- [WRITTEN TASK]: Go through the material below and copy all lines with "screenshot".

··· INFORMATION SUPPLIED

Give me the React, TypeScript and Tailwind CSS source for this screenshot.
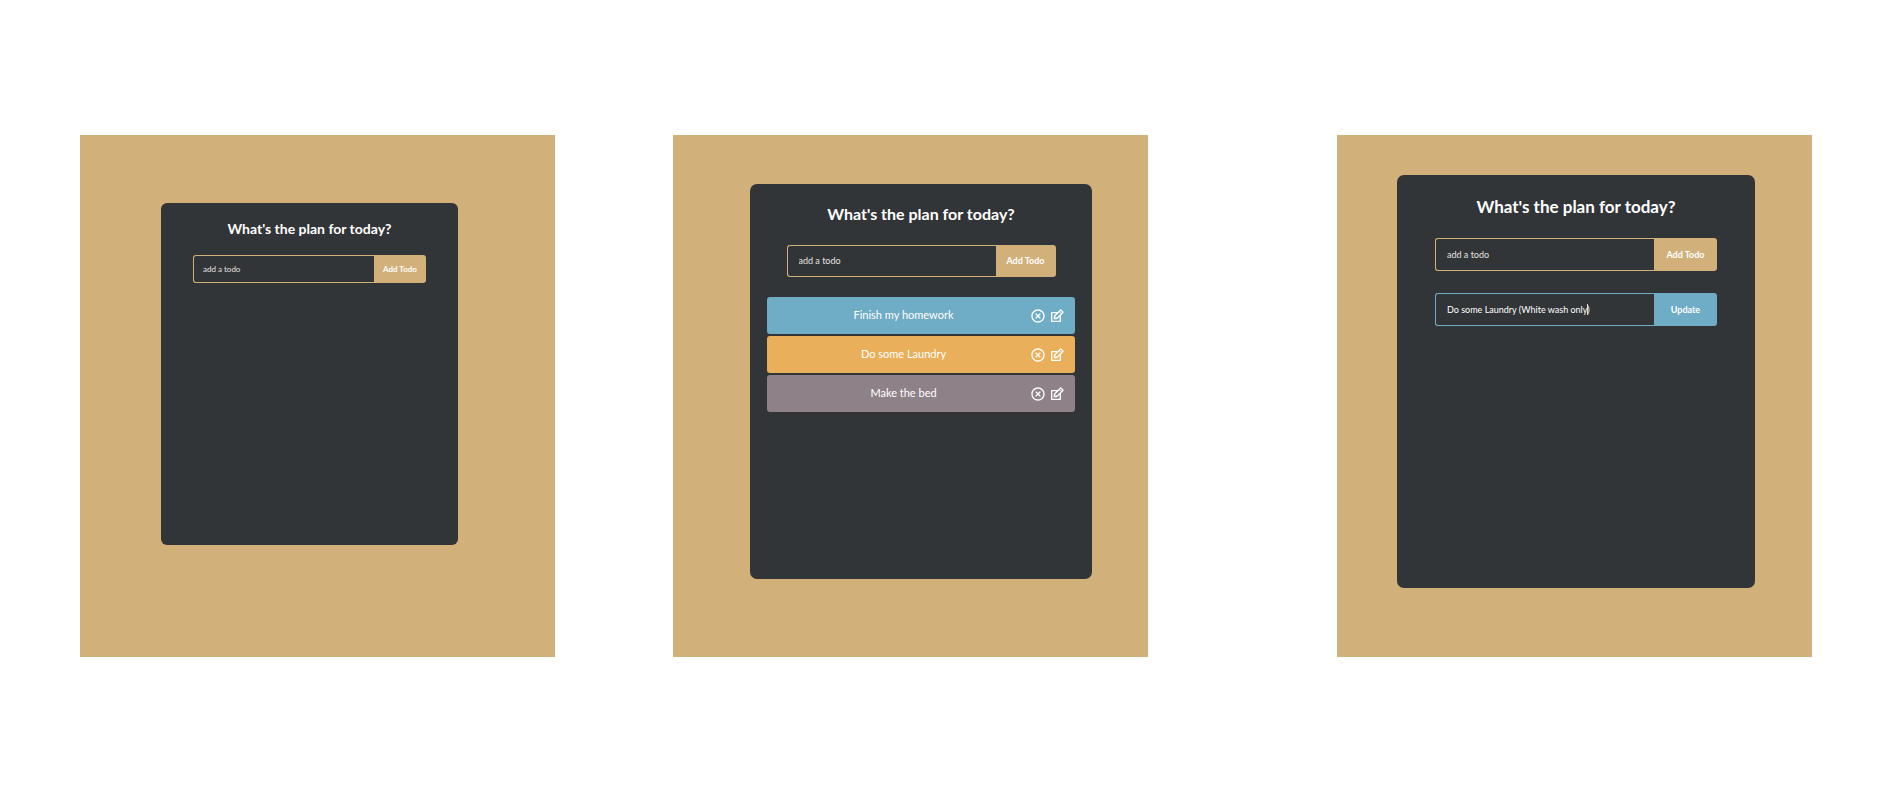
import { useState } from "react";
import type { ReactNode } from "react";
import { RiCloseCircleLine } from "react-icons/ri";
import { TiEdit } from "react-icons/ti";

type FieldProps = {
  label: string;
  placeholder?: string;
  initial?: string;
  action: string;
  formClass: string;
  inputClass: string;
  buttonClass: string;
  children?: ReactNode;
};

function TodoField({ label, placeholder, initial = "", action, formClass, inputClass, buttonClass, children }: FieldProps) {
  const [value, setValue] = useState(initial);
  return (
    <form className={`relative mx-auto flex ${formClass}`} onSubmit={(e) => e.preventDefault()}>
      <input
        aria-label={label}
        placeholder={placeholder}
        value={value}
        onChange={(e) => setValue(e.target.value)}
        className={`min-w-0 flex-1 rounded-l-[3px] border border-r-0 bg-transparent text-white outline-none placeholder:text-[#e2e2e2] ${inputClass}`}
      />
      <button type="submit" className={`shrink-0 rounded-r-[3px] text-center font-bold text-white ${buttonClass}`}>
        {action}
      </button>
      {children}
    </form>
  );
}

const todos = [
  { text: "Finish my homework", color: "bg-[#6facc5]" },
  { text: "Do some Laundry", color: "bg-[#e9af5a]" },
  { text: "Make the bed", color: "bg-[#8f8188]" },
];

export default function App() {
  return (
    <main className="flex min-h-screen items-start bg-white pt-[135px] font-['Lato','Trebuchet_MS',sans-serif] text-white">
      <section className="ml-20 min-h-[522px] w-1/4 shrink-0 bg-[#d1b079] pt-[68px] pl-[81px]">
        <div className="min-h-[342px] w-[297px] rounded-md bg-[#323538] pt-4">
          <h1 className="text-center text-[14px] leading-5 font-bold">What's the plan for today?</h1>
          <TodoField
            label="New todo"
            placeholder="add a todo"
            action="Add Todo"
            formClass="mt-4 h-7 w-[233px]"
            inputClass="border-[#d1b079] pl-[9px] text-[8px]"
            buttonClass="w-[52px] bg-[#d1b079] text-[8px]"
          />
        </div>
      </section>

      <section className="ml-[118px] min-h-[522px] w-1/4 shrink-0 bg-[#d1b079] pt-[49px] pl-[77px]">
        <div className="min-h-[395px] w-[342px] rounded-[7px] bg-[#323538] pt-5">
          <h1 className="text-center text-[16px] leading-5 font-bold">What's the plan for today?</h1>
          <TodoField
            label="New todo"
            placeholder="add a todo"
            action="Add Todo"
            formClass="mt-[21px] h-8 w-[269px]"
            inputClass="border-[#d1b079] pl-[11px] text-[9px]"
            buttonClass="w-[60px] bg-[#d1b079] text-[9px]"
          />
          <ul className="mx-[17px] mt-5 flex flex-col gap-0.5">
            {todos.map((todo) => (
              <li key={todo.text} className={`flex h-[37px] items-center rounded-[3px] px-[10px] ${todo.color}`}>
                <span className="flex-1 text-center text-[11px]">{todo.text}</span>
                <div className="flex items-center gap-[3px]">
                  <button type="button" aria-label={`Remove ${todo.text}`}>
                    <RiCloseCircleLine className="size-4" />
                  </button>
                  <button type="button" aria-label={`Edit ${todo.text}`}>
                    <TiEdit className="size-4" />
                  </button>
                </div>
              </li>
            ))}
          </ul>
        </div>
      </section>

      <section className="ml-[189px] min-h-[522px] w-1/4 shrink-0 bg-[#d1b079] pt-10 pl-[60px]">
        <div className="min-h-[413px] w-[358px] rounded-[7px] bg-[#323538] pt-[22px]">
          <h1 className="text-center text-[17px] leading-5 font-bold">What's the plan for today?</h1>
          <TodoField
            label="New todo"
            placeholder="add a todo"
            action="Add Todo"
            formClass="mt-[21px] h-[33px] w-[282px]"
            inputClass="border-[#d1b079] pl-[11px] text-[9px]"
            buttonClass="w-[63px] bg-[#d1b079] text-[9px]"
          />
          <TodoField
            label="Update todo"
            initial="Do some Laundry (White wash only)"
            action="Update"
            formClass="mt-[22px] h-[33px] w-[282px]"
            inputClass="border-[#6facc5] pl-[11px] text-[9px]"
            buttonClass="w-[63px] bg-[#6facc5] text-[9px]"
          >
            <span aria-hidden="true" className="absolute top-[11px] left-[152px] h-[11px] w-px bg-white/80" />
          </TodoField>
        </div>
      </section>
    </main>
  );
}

······
··· INFORMATION SUPPLIED

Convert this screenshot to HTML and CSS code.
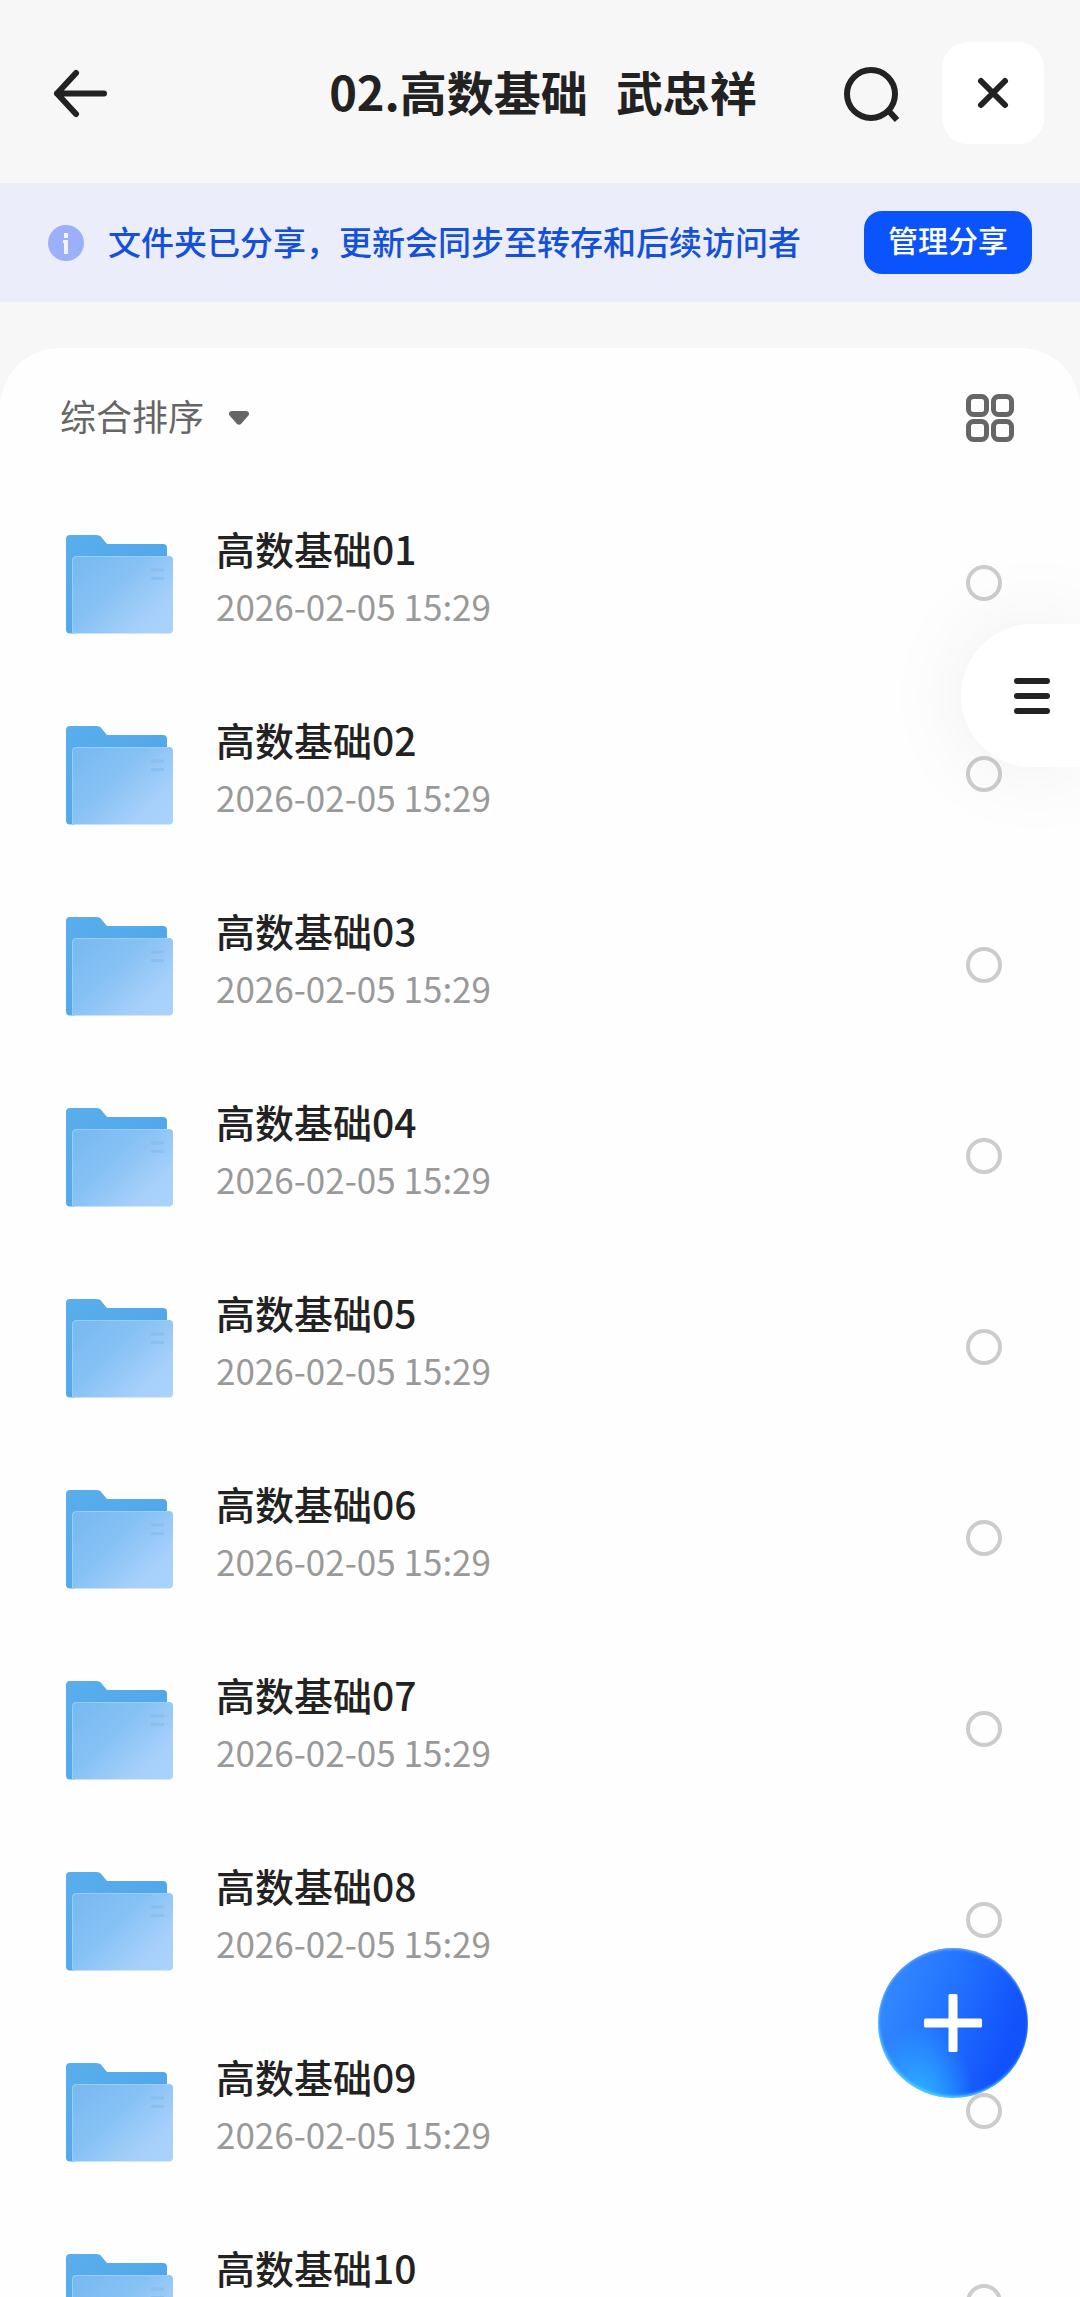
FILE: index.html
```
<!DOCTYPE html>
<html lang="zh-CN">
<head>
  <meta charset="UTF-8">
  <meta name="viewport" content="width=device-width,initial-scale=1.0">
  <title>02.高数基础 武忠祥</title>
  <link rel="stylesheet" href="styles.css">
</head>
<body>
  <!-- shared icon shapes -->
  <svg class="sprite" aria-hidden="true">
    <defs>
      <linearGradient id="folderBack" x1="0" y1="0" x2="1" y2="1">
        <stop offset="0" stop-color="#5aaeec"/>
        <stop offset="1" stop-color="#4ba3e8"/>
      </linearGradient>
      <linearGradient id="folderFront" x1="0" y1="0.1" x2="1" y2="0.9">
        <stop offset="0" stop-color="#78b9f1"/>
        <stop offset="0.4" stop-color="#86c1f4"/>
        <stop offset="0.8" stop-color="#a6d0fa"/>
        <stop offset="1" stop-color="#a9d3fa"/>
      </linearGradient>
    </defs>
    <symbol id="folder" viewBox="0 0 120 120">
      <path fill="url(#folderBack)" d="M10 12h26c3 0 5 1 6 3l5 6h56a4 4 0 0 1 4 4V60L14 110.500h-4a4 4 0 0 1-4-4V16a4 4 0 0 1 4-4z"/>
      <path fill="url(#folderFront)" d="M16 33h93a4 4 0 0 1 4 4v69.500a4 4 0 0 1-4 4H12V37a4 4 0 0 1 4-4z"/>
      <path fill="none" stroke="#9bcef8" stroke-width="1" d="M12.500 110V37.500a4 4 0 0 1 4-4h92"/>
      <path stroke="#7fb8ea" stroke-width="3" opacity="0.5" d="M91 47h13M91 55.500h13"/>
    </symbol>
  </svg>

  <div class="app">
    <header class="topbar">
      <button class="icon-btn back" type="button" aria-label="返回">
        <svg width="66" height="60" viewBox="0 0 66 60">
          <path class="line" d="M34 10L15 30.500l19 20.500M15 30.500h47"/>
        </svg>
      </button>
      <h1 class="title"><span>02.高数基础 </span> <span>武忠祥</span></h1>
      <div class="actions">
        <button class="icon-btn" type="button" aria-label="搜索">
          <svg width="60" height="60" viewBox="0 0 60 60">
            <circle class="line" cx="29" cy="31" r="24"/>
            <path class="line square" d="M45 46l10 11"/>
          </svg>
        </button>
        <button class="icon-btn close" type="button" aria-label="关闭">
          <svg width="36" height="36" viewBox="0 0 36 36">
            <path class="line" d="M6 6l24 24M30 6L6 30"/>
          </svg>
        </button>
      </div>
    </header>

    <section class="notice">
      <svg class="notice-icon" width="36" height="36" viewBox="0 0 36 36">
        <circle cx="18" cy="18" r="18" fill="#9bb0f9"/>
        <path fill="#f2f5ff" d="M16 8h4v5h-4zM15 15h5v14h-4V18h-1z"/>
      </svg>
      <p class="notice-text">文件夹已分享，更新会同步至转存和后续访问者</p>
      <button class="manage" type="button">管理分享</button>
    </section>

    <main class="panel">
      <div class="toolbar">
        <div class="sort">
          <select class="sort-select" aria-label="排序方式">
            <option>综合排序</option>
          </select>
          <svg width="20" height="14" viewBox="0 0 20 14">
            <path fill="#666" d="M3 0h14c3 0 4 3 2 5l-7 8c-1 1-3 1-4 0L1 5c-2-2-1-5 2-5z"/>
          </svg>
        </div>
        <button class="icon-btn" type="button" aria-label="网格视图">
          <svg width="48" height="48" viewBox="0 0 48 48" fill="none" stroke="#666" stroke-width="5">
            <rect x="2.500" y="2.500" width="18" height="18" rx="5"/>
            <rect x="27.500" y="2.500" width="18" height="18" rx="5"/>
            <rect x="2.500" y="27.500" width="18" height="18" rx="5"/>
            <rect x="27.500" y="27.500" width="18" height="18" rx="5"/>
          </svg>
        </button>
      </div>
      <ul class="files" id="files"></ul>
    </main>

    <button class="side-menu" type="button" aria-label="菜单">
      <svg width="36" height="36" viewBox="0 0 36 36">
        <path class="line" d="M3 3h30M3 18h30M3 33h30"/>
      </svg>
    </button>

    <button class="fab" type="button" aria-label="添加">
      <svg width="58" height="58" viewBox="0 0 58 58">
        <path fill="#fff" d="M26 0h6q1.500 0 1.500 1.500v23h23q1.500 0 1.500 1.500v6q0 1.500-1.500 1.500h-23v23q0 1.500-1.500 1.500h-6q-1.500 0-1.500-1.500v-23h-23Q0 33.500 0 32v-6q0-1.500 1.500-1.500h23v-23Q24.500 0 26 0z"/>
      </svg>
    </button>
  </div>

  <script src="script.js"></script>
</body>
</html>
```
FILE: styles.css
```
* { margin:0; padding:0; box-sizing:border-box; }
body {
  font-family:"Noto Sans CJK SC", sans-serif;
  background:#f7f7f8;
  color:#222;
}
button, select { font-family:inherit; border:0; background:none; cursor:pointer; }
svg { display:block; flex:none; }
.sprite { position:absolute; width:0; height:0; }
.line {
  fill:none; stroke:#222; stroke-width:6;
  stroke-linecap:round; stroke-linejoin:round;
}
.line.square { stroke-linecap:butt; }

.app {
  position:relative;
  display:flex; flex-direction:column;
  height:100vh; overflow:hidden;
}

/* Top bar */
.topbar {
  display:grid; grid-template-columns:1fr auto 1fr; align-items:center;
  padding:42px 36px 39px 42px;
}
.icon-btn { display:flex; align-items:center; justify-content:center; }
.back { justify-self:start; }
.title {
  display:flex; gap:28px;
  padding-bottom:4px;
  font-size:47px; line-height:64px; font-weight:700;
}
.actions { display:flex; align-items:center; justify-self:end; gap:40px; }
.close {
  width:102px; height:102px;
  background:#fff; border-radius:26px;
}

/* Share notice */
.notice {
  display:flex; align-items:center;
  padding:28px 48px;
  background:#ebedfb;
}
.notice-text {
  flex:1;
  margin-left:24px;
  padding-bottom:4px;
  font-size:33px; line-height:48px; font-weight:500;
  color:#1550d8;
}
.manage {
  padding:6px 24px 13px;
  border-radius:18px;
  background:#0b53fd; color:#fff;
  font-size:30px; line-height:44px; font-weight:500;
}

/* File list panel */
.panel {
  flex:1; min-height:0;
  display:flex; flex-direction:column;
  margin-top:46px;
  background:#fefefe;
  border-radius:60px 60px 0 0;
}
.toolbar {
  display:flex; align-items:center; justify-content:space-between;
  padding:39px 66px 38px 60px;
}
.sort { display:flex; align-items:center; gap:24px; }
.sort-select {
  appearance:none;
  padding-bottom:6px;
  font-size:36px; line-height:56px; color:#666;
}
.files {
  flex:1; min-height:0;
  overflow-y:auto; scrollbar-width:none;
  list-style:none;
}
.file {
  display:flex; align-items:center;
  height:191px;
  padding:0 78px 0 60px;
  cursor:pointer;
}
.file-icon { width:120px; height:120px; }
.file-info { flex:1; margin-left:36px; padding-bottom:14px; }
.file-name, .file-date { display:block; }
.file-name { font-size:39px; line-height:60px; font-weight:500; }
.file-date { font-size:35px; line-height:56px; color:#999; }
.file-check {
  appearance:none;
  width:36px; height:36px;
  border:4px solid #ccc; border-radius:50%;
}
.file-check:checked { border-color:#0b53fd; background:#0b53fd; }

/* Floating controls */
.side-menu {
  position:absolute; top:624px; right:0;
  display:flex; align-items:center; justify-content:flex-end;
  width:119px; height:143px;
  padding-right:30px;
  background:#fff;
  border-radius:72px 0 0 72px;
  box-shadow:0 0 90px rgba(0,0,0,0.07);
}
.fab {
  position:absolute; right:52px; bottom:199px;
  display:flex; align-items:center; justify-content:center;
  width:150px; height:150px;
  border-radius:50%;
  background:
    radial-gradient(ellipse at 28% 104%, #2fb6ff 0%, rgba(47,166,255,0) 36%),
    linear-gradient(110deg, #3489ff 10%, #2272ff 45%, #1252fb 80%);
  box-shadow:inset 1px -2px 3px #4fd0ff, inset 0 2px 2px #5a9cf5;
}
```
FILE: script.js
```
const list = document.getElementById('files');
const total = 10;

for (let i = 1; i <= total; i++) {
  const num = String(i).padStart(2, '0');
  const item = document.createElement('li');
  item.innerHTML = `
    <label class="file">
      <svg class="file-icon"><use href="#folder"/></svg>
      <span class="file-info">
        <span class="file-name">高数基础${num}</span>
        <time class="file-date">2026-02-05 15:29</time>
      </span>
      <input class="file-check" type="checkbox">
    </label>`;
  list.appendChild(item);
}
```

······

- [RESPONSE TO THIS EXERCISE]:
Give me the React, TypeScript and Tailwind CSS source for this screenshot.
Convert this screenshot to HTML and CSS code.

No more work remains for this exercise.